Best-selling author John Grisham wrote legal thrillers for decades, but never considered the issue of wrongful conviction until he read the obituary of an Oklahoma man who spent 11 years on death row for a murder he did not commit.
Grisham spent 18 months researching the man’s story, which became his only work of nonfiction to date, The Innocent Man.
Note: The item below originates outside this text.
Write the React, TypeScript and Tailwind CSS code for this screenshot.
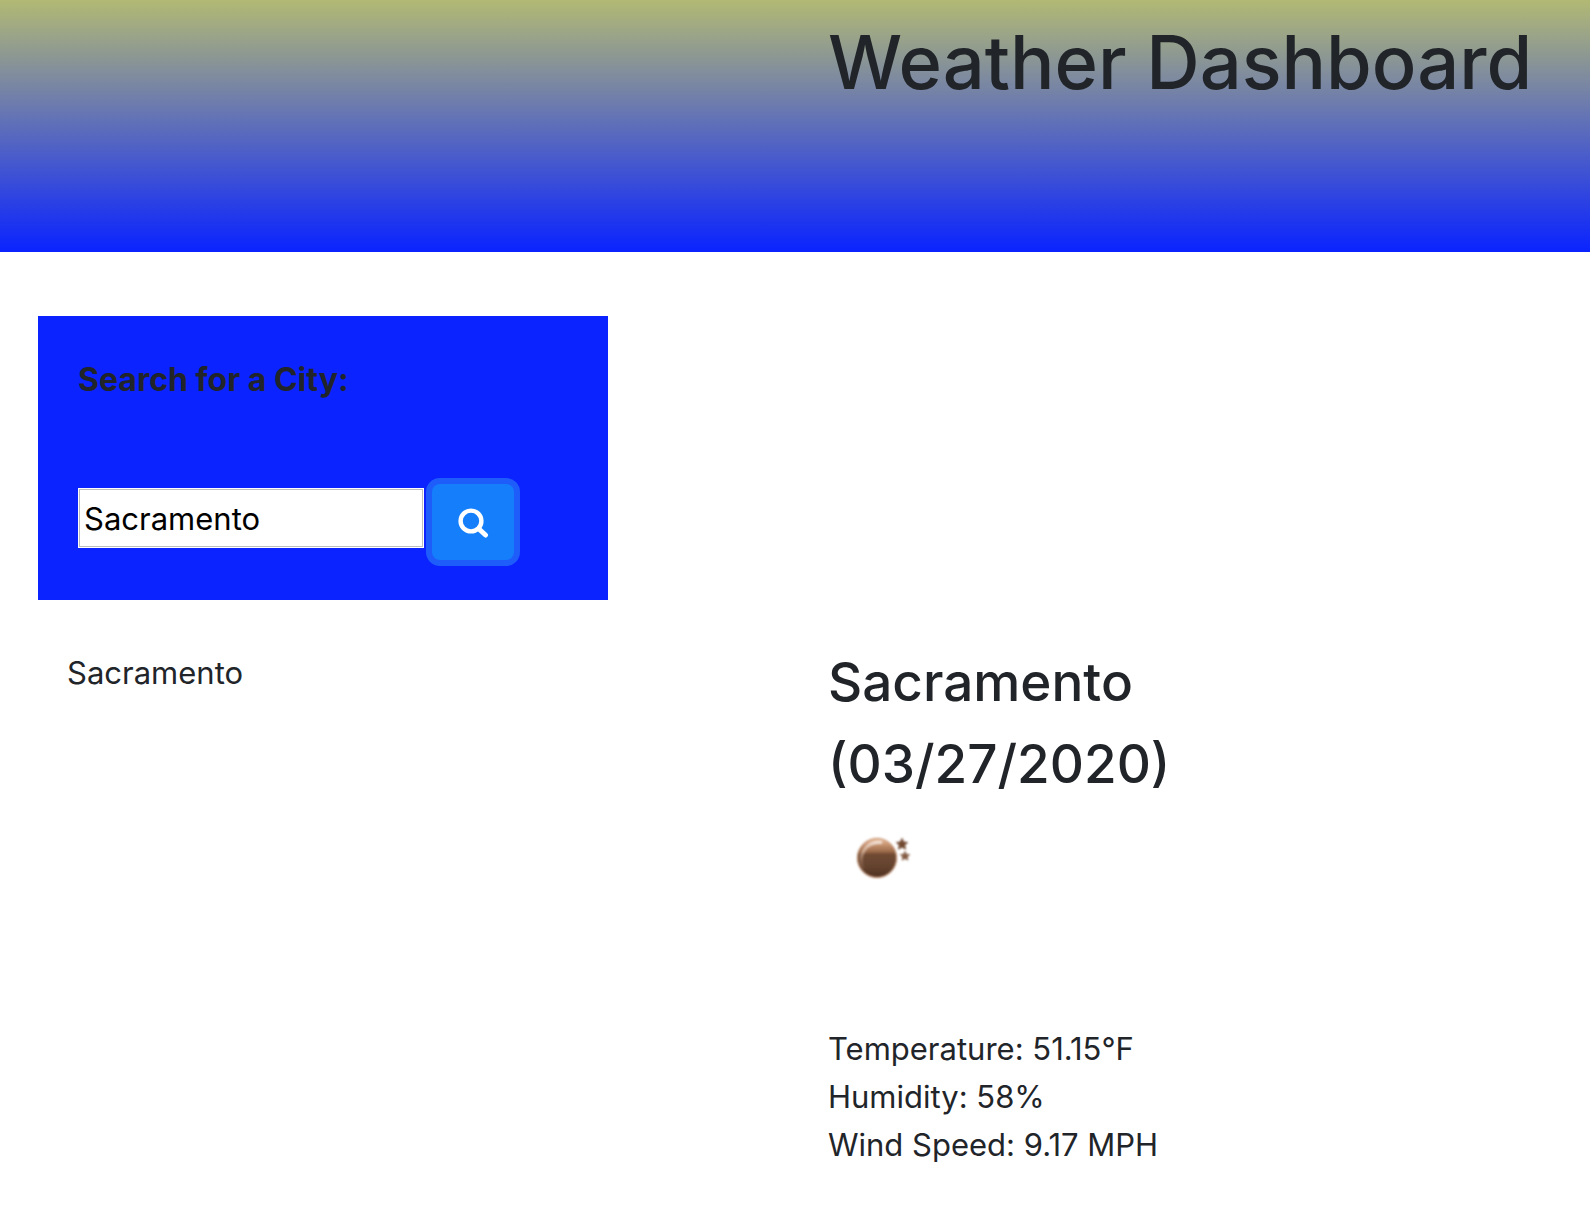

That research inspired him to become an advocate for laws to protect the innocent from imprisonment and for organizations that work to free wrongfully convicted inmates from prison.
In a panel discussion yesterday at Wake Forest University, Grisham said he believes that the United States should put an end to the death penalty, require police to record interrogations and level the field between prosecutors and court-appointed defense attorneys.
“This is not a liberal or conservative issue,” he said. “It’s to the benefit of the criminal-justice system.”
About 2,000 people, including Darryl Hunt, a Winston-Salem man who spent 18 years in prison for murder before being exonerated in 2004, attended Grisham’s discussion at Wait Chapel.
Grisham’s visit came during a key time in innocence work in North Carolina:
• A recent review of the State Bureau of Investigation’s crime lab in Raleigh found problems in how blood evidence was handled in 230 cases over 16 years.
• The General Assembly enacted the Racial Justice Act last year, which allows defendants sentenced to the death penalty to present evidence and statistics to show that racial discrimination could have played a part in their sentencing.
• This summer, the state made permanent the N.C. Innocence Inquiry Commission, the only state-run agency in the country dedicated to verifying claims of innocence from convicted felons.
Grisham called the North Carolina commission “almost a dream.”
“Every state should have one,” he said.
Also participating in the panel were Blake Morant, the dean of Wake Forest’s law school; Carol Turowski, a co-director of the school’s Innocence and Justice Clinic; and two third-year law students, Jessica Hollenbach and Mimi Kendrick.
Hollenbach and Kendrick asked Grisham about their futures in the law — Hollenbach intends to become a prosecutor, Kendrick a district attorney.
Grisham said that public trust in the criminal justice system has been shaken by the number of people cleared through DNA evidence.
“Whatever case you take, especially a serious case, especially a death-penalty case, your job is to fight tooth and nail to get that client a fair trial,” he said.
Grisham said that high-dollar judgments in civil lawsuits against governments could bring change.
“You start letting these cities and counties and states start getting hit with big lawsuits — that’s how people pay attention,” he said.
“When property taxes start going up to pay for some of these lawsuits, that’s when people will pay attention.”